Storage isn’t cheap, because data centers are expensive to build. Robert Rockwood, president of Sabey Data Centers, based in New York, said the buildings cost $1,000 to $2,000 per square foot, compared with about $250 per square foot for an office building.

Sabey’s 140,000-square-foot center in Ashburn offers 10 megawatts of power and employs about 35 people.

Incentives

To attract data centers, some localities offer incentives. Henrico County recently dropped its business property tax rate on computers and related equipment for data centers from $3.50 to 40 cents per $100 of assessed value, an 88.6 percent rate cut.
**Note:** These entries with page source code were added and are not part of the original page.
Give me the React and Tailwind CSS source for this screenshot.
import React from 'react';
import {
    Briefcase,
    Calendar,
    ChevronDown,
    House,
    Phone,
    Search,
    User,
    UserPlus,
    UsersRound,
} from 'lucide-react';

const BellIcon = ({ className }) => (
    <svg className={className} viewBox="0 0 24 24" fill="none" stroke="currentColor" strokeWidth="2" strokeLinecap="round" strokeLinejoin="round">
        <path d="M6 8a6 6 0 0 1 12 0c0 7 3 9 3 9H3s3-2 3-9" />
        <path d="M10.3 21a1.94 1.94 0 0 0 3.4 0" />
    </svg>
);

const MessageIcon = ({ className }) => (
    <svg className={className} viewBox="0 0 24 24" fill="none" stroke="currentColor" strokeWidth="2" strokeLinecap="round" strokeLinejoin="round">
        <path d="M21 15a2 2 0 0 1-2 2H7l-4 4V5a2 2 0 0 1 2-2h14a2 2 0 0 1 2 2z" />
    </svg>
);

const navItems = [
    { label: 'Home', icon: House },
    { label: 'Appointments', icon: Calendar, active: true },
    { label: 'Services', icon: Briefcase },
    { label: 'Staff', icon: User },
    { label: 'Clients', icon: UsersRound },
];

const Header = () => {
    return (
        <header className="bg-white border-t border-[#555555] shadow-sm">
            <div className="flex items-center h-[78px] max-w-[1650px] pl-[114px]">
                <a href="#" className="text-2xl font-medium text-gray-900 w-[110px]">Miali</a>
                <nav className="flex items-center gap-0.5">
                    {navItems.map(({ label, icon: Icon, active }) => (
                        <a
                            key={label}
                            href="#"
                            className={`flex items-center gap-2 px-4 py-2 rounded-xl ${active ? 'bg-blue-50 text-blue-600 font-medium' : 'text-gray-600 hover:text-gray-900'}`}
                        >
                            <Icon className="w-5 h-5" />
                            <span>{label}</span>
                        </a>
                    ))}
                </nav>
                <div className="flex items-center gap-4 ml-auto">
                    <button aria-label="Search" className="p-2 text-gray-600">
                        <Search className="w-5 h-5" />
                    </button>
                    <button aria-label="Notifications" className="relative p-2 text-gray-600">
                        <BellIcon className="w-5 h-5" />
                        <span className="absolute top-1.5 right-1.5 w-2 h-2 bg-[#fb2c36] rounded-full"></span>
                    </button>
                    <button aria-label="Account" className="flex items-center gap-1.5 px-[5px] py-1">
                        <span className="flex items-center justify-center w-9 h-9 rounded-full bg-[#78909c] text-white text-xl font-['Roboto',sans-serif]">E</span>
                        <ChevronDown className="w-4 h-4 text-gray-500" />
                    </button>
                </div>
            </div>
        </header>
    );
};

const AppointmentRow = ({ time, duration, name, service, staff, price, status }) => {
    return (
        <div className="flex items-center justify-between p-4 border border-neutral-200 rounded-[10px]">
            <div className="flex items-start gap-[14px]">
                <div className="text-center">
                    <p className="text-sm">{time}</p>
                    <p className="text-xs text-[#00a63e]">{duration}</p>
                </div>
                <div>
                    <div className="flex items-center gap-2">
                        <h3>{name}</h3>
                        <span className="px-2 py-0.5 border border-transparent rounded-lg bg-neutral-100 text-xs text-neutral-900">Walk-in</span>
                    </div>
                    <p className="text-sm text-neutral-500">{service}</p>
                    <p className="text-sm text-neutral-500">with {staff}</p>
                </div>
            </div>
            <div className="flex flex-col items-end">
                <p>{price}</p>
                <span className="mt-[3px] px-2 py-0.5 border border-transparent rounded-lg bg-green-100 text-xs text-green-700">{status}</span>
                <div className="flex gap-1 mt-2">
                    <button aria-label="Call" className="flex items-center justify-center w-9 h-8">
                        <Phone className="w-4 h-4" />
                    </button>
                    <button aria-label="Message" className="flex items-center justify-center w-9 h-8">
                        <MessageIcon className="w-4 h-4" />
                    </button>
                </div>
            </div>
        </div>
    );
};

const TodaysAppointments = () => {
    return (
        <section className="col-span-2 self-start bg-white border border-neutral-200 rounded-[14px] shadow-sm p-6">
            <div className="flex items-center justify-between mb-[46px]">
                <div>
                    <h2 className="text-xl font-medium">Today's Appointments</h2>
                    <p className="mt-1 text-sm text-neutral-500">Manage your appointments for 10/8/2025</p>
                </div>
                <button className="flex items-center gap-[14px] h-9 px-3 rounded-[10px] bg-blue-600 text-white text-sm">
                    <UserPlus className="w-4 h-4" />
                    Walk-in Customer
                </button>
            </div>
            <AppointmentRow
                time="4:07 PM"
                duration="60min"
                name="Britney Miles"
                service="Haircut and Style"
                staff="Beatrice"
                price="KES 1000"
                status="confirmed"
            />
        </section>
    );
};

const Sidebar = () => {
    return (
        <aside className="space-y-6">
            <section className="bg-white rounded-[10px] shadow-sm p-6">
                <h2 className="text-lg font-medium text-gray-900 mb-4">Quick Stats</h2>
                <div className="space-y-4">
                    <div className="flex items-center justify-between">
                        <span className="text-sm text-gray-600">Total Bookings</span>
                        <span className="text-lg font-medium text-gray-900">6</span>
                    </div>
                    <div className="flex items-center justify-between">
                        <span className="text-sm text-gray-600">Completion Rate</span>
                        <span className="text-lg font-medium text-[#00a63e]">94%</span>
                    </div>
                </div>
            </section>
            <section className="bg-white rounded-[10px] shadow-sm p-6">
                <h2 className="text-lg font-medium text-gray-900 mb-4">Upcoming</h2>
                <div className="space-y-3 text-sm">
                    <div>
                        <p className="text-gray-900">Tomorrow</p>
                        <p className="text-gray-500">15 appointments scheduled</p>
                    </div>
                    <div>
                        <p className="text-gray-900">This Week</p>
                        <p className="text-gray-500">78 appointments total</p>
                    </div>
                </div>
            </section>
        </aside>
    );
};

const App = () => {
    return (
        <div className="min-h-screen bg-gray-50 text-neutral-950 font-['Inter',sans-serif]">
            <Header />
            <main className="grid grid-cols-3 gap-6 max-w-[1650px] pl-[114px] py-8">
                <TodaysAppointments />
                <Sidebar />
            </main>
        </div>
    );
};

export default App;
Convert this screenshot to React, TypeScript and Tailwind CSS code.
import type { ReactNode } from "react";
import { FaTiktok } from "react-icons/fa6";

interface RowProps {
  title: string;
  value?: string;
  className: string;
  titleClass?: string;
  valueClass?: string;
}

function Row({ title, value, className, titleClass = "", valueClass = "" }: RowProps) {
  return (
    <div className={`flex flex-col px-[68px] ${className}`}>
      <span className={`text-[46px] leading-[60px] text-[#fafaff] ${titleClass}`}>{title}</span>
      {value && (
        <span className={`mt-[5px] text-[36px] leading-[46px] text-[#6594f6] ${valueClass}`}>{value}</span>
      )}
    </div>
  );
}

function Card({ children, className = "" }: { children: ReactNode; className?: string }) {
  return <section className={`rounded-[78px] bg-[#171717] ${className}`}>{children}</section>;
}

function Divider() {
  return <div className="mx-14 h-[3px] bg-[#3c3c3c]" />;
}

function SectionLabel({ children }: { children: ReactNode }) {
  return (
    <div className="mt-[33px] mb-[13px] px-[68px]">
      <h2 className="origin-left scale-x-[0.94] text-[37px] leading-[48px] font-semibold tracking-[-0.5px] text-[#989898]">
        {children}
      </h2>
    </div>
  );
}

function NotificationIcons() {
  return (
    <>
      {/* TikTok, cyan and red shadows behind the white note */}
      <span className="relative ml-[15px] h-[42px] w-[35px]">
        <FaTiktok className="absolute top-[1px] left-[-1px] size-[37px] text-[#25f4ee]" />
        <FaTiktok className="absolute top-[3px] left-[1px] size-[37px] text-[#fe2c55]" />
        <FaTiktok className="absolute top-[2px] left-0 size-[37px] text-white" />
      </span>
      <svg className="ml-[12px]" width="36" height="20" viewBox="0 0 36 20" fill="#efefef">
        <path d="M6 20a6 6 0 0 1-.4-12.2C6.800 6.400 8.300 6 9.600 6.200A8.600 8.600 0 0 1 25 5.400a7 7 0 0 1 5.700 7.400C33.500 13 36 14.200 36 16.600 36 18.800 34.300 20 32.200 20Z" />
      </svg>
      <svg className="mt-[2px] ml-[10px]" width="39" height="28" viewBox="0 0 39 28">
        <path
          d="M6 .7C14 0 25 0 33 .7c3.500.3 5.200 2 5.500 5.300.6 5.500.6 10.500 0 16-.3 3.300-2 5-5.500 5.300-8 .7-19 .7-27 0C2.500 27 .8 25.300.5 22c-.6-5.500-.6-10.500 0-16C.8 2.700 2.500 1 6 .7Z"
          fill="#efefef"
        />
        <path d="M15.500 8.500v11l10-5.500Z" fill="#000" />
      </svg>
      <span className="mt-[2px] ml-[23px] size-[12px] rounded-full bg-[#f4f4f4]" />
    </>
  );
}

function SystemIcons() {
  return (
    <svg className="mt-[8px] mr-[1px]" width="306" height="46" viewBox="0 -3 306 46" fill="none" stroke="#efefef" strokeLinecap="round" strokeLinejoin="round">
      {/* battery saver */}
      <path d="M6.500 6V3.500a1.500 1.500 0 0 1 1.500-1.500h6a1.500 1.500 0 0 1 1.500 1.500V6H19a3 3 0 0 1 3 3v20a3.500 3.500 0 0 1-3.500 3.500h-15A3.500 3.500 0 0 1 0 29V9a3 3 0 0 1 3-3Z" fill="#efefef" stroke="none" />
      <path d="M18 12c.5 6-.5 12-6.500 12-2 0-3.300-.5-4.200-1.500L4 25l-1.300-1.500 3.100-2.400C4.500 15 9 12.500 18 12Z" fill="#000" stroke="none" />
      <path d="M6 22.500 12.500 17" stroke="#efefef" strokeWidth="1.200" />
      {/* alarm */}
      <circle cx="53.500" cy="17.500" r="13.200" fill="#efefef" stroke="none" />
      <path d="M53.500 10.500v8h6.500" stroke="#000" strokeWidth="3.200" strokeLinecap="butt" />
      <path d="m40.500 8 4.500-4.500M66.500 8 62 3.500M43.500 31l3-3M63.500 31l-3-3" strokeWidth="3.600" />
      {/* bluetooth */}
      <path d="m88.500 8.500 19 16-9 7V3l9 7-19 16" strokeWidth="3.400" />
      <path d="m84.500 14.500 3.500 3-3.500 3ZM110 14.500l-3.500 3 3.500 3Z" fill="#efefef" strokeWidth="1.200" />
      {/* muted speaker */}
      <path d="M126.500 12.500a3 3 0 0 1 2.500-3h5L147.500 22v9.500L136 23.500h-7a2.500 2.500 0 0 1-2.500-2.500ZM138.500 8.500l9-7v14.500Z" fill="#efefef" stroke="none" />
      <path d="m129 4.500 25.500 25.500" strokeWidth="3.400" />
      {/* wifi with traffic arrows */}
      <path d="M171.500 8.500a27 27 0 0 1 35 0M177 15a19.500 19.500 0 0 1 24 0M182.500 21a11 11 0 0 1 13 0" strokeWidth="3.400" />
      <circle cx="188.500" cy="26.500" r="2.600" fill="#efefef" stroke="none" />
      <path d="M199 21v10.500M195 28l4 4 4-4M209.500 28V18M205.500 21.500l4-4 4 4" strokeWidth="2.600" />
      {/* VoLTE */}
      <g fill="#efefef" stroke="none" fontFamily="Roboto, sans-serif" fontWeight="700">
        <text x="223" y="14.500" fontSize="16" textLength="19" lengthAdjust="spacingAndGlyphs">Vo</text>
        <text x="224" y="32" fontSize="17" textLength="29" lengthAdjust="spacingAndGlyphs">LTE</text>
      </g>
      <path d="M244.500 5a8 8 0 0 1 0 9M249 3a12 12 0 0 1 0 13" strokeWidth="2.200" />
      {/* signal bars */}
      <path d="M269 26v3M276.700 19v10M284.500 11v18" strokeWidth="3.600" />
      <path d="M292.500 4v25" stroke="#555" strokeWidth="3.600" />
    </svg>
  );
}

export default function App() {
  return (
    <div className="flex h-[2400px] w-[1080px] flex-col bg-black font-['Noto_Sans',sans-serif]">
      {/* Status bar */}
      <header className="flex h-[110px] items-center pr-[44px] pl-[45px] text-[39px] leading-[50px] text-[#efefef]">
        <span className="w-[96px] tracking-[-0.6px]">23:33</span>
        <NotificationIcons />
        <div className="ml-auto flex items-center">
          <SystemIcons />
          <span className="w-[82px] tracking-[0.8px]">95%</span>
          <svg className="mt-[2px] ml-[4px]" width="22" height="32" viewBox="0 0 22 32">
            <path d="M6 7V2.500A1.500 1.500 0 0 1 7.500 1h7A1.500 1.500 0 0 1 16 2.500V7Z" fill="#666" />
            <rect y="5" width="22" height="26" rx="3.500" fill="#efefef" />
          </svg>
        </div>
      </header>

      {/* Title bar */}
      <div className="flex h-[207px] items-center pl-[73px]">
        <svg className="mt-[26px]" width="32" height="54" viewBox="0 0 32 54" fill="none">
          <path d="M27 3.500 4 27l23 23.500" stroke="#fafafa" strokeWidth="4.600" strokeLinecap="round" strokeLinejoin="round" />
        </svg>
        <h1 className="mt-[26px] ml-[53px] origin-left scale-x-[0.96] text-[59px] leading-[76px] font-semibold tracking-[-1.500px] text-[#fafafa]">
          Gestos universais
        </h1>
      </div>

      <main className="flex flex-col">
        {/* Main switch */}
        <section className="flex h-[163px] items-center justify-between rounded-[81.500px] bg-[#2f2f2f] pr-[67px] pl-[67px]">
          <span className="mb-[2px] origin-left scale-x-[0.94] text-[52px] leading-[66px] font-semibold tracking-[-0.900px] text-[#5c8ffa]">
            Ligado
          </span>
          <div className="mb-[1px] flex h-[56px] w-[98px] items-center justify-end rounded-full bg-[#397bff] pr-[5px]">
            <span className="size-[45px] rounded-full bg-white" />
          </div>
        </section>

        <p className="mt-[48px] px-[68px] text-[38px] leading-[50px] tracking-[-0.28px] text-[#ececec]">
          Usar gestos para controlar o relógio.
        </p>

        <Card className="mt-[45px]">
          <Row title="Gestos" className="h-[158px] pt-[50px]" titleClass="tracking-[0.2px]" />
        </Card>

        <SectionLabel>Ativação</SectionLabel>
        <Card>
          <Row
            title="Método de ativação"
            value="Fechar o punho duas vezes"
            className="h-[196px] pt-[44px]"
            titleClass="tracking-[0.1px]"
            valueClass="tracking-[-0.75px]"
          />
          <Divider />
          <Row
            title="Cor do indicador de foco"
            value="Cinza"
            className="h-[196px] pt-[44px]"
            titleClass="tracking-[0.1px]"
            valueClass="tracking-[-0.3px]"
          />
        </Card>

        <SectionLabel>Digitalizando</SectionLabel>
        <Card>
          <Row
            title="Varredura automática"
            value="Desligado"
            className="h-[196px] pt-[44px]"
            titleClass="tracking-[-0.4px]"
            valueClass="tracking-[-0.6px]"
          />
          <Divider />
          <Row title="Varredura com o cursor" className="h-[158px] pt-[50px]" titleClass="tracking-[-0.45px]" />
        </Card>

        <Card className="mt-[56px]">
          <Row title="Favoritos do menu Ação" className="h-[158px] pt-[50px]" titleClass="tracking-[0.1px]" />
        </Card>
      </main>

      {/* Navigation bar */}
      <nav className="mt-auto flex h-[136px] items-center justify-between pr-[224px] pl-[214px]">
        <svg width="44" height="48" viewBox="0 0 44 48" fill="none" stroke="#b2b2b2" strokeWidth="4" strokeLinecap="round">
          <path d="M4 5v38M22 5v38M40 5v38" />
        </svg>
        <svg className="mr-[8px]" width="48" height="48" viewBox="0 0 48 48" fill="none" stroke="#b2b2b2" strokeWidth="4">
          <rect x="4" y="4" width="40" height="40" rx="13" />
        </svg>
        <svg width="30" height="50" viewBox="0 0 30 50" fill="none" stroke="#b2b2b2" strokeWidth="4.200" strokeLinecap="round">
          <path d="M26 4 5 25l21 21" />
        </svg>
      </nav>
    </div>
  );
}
“No one else has done what we’ve done,” says Gary McLaren, executive director of Henrico’s economic development authority. “The only folks that are even close are Prince William County, and they’re at $1.25.”

Henrico’s tax break comes on top of a state exemption from the retail sales and use tax. Passed in 2009, the exemption applies to computer equipment bought or leased for use in a data center — an incentive the General Assembly recently extended until 2035. To be eligible, a facility must be located in Virginia, generate a capital investment of at least $150 million and create 50 jobs at wages 50 percent above the prevailing local wage (a requirement reduced to 25 percent in high-unemployment areas).

While some naysayers dismiss centers as big ugly boxes that suck up power and provide few jobs, supporters view them as stable business partners. “Our tenants are long term. There’s not a lot of turnover,” says Kevin Snead, site director at QTS’ Richmond data center.

Or as Rizer points out: “We have all become content creators. All those tweets and instagrams. That demand will continue to grow.”